YOUR OBJECTIVE
Tally the lines that contain "code" and report the total alone.

Stored records

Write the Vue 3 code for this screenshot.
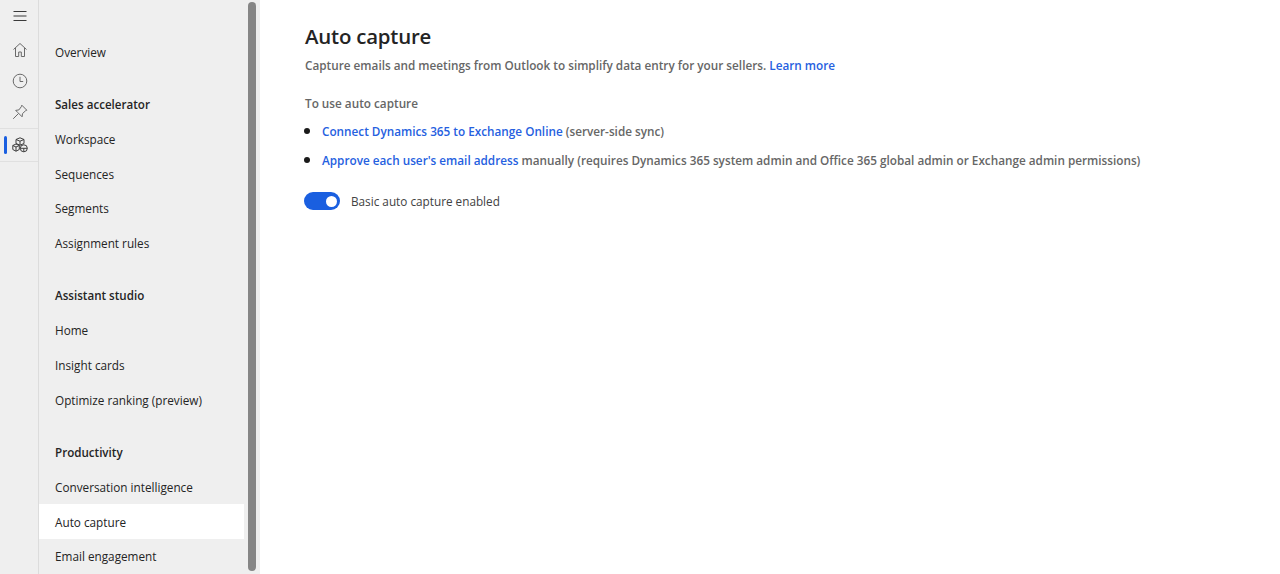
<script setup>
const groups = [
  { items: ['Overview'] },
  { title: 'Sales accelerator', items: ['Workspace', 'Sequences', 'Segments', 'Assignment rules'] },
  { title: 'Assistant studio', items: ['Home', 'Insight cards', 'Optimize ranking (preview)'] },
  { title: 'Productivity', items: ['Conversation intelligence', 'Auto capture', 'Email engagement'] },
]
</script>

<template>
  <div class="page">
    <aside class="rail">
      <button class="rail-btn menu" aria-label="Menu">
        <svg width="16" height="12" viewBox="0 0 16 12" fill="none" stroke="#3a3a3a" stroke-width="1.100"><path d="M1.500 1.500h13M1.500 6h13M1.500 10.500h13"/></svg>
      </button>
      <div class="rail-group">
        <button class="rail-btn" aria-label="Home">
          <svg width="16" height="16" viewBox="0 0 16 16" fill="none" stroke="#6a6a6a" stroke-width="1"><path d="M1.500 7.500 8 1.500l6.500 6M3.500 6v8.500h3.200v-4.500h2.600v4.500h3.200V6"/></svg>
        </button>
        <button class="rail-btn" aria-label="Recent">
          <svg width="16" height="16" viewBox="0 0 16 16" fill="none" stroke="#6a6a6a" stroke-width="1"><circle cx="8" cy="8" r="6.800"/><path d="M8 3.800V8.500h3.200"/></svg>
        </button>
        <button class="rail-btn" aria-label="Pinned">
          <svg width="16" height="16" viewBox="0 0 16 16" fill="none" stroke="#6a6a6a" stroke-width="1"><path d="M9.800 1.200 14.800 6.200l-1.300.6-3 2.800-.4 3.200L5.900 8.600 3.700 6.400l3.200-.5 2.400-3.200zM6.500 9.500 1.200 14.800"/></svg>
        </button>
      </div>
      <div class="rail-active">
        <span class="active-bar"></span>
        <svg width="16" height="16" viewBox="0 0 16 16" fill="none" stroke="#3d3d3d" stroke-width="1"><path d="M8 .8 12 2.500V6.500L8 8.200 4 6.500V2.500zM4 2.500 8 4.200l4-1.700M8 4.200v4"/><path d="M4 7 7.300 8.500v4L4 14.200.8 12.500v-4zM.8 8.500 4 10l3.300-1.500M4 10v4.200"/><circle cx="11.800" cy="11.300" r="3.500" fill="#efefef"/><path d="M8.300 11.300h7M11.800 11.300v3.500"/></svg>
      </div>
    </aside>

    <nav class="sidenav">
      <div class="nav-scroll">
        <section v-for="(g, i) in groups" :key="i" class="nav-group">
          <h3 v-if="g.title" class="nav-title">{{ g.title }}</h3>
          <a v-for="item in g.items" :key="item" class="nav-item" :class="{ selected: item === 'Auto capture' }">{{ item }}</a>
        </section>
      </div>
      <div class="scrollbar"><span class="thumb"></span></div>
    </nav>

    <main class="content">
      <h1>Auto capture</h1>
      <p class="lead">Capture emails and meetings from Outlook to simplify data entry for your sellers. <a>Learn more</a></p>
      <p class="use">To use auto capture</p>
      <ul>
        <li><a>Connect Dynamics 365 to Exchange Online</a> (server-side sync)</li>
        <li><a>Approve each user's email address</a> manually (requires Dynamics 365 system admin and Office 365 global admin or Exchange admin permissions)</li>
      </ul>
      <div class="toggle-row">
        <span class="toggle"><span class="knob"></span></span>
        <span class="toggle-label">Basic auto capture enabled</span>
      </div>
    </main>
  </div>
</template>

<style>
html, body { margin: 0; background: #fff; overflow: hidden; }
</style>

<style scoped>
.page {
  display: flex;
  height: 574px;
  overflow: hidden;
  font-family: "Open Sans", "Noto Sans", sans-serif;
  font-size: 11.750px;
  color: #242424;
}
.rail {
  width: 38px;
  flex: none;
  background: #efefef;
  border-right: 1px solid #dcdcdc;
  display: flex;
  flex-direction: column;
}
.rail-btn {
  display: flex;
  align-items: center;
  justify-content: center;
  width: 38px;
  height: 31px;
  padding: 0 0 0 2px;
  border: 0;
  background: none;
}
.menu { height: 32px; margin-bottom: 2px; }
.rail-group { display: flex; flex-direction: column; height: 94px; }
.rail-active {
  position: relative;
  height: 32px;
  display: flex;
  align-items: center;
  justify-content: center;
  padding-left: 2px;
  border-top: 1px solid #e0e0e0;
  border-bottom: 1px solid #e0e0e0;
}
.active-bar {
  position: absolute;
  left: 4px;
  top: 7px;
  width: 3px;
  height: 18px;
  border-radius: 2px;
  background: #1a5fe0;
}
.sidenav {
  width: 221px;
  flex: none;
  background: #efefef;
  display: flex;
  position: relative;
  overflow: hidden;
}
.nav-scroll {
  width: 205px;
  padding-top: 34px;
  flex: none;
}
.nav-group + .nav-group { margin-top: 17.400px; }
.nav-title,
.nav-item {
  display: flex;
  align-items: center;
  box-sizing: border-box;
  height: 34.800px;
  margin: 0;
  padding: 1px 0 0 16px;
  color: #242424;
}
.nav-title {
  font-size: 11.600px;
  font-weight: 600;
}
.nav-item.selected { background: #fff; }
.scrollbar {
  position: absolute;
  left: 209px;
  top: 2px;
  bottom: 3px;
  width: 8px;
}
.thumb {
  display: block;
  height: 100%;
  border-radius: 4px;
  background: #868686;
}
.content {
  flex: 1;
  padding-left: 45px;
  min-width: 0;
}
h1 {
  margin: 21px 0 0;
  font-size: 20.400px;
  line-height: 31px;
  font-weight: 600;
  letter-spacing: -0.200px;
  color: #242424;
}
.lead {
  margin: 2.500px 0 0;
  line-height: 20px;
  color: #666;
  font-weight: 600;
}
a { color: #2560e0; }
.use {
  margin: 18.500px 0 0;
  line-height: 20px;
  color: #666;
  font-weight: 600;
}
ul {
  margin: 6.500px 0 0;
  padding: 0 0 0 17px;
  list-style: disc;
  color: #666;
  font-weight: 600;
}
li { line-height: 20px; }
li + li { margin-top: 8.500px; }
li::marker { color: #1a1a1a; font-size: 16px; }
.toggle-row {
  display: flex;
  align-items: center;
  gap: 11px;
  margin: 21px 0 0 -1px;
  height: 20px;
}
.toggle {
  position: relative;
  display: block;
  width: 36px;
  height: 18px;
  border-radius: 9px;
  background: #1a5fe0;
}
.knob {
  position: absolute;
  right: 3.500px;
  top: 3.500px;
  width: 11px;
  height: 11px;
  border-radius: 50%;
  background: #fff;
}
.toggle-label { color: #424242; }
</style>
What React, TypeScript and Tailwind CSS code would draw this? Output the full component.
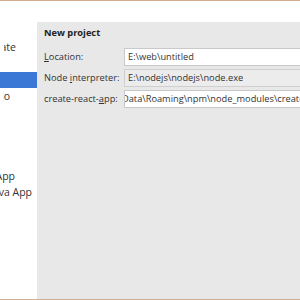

EXERCISE OUTPUT
2